Moussavi went back to the lobby, but the men refused to reveal their identities. Ten days later, the bidding was canceled. In December, a new round of bidding was held under new specifications and French and Italian firms won the contract. IBM officials back article
IBM officials in the US backed the idea to go to The Financial Times, Moussavi says. "IBM was outraged when they lost. They were outraged not only because they lost, but they lost for the wrong reasons. They were absolutely determined to expose the corruption," he says.
Moussavi cites a Dec. 16 letter from Roger Boyd of IBM which states: "I am now relatively certain that the cancelation of the previous bid was engineered by someone with influence who needed some way to lower their price."
But when the story broke on Feb. 3, IBM and its Mexican subsidiary, which was not involved in the bidding, both scrambled to distance themselves from Moussavi's claims.
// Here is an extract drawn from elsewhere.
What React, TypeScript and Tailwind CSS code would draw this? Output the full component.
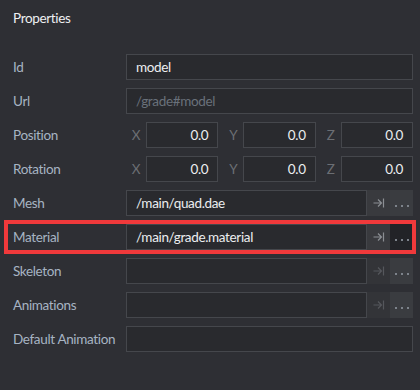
import type { ReactNode } from 'react';

function ArrowBar({ dim }: { dim?: boolean }) {
  return (
    <svg width="12" height="10" viewBox="0 0 12 10" fill="none" className={dim ? 'text-[#55575c]' : 'text-[#8b8e93]'}>
      <path d="M0.5 5H8M5 1.5L8.5 5L5 8.5M10.5 0.5V9.5" stroke="currentColor" strokeWidth="1.2" />
    </svg>
  );
}

function Field({ children, muted, right }: { children?: ReactNode; muted?: boolean; right?: boolean }) {
  return (
    <div
      className={`flex h-[26px] flex-1 min-w-0 items-center border border-[#45474c] bg-[#292a2e] px-[9px] ${
        right ? 'justify-end' : ''
      } ${muted ? 'text-[#69717b]' : 'text-[#eceef0]'}`}
    >
      {children}
    </div>
  );
}

function Row({ label, children }: { label: string; children: ReactNode }) {
  return (
    <div className="flex h-[26px] items-center">
      <div className="w-[126px] shrink-0 whitespace-nowrap pl-[13px] text-[#a7b4c3]">{label}</div>
      <div className="flex flex-1 items-center">{children}</div>
    </div>
  );
}

function Resource({ value, dim, pressed }: { value?: string; dim?: boolean; pressed?: boolean }) {
  return (
    <>
      <Field>{value}</Field>
      <div className={`flex h-[26px] w-[23px] items-center justify-center ${dim ? 'bg-[#333438]' : 'bg-[#393a3e]'}`}>
        <ArrowBar dim={dim} />
      </div>
      <div
        className={`flex h-[26px] w-[23px] items-end justify-center gap-[4px] pb-[9px] ${
          pressed ? 'bg-[#222327]' : 'bg-[#3a3c40]'
        }`}
      >
        <span className="h-[2px] w-[2px] bg-[#7d838b]" />
        <span className="h-[2px] w-[2px] bg-[#7d838b]" />
        <span className="h-[2px] w-[2px] bg-[#7d838b]" />
      </div>
    </>
  );
}

function Vec({ axis }: { axis: string }) {
  return (
    <div className="flex flex-1 items-center">
      <div className="w-[20px] text-center text-[#6b6e73]">{axis}</div>
      <Field right>0.0</Field>
    </div>
  );
}

export default function App() {
  return (
    <div className="h-[390px] w-[420px] bg-[#2e2f34] text-[13.5px] tracking-[-0.35px] font-['Lato',sans-serif]">
      <div className="px-[13px] pt-[7px] text-[#eef0f2] leading-[22px]">Properties</div>
      <div className="mt-[25px] flex flex-col gap-[8px] pr-[7px]">
        <Row label="Id">
          <Field>model</Field>
        </Row>
        <Row label="Url">
          <Field muted>/grade#model</Field>
        </Row>
        <Row label="Position">
          <div className="flex flex-1 gap-[5px]">
            <Vec axis="X" />
            <Vec axis="Y" />
            <Vec axis="Z" />
          </div>
        </Row>
        <Row label="Rotation">
          <div className="flex flex-1 gap-[5px]">
            <Vec axis="X" />
            <Vec axis="Y" />
            <Vec axis="Z" />
          </div>
        </Row>
        <Row label="Mesh">
          <Resource value="/main/quad.dae" />
        </Row>
        <div className="relative">
          <Row label="Material">
            <Resource value="/main/grade.material" pressed />
          </Row>
          <div className="pointer-events-none absolute -top-[4px] -bottom-[4px] left-[4px] right-[-3px] border-[4px] border-[#f0393b]" />
        </div>
        <Row label="Skeleton">
          <Resource dim />
        </Row>
        <Row label="Animations">
          <Resource dim />
        </Row>
        <Row label="Default Animation">
          <Field />
        </Row>
      </div>
    </div>
  );
}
IBM denied a bribe had occurred. A brief investigation ensued. On Feb. 19, the Mexican government ended the investigation, saying neither Moussavi nor IBM had been able to provide any evidence of a bribe.
Moussavi is furious. He calls it a "complete and cowardly" coverup to protect corrupt Mexican officials and IBM de Mexico's interests. In the coming weeks, Moussavi will file a defamation and breach of contract suit against IBM in the US and will seek punative damages amounting to "millions," according to his attorney Robert Perry, a partner at Wilkes, Artis, Hedrick, & Lane, a Washington law firm.
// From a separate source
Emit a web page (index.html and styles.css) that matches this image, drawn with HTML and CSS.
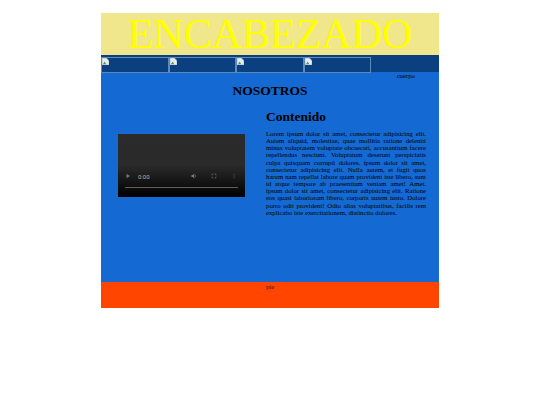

Moussavi says IBM abandoned him and taped conversations will prove his story. He also scorns the Mexican government's investigation.
"The sum total of the investigation is a half-page fax to my lawyer with two questions. They never asked if I could describe the men, what they were wearing, did they speak English, any distinctive features, or the circumstances which led to our meeting," he relates.
"Imagine you're walking down the street and witness a bank robbery and report it. The police then ask only two names and did they work at the bank? If you answer no, would it be fair to end the investigation and conclude the bank was never robbed?"
Moussavi says he also intends a defamation suit against IBM of Mexico and Andres Caso Lombardo, who was, until last week, the secretary of communication and transportation.
How far is such legal action in Mexico likely to get? Moussavi asked a well-known Mexican lawyer to take his case. The lawyer wrote back on March 24, before Mr. Caso stepped down, stating: "A penal accusation against a current minister hasn't a chance to prosper, and I don't advise you bring it if in your perspectives are business in Mexico."
Moussavi says he's done business in Mexico for years. "This wasn't the first time I'd been approached for a bribe. But I saluted Salinas for trying to clean up Mexico. I thought the atmosphere had changed.... I was naive."
A Mexican government spokesman rebuts Moussavi's sweeping conclusions. "There are many foreign companies in Mexico who have been here for years without any trouble or complications. Look at the figures for foriegn investment: in excess of $25 billion over the last four years. That's a very good sign of how investors feel about coming to Mexico."
Nonetheless, US congressional sources say they will dig into the issue. On April 29, the Senate Commerce Committee will be holding hearings on NAFTA. Moussavi hasn't yet been invited to testify. But a senior congressional staffer says, "The Moussavi case will be making the rounds on Capitol Hill as a prime example of the risks you take when doing business in Mexico."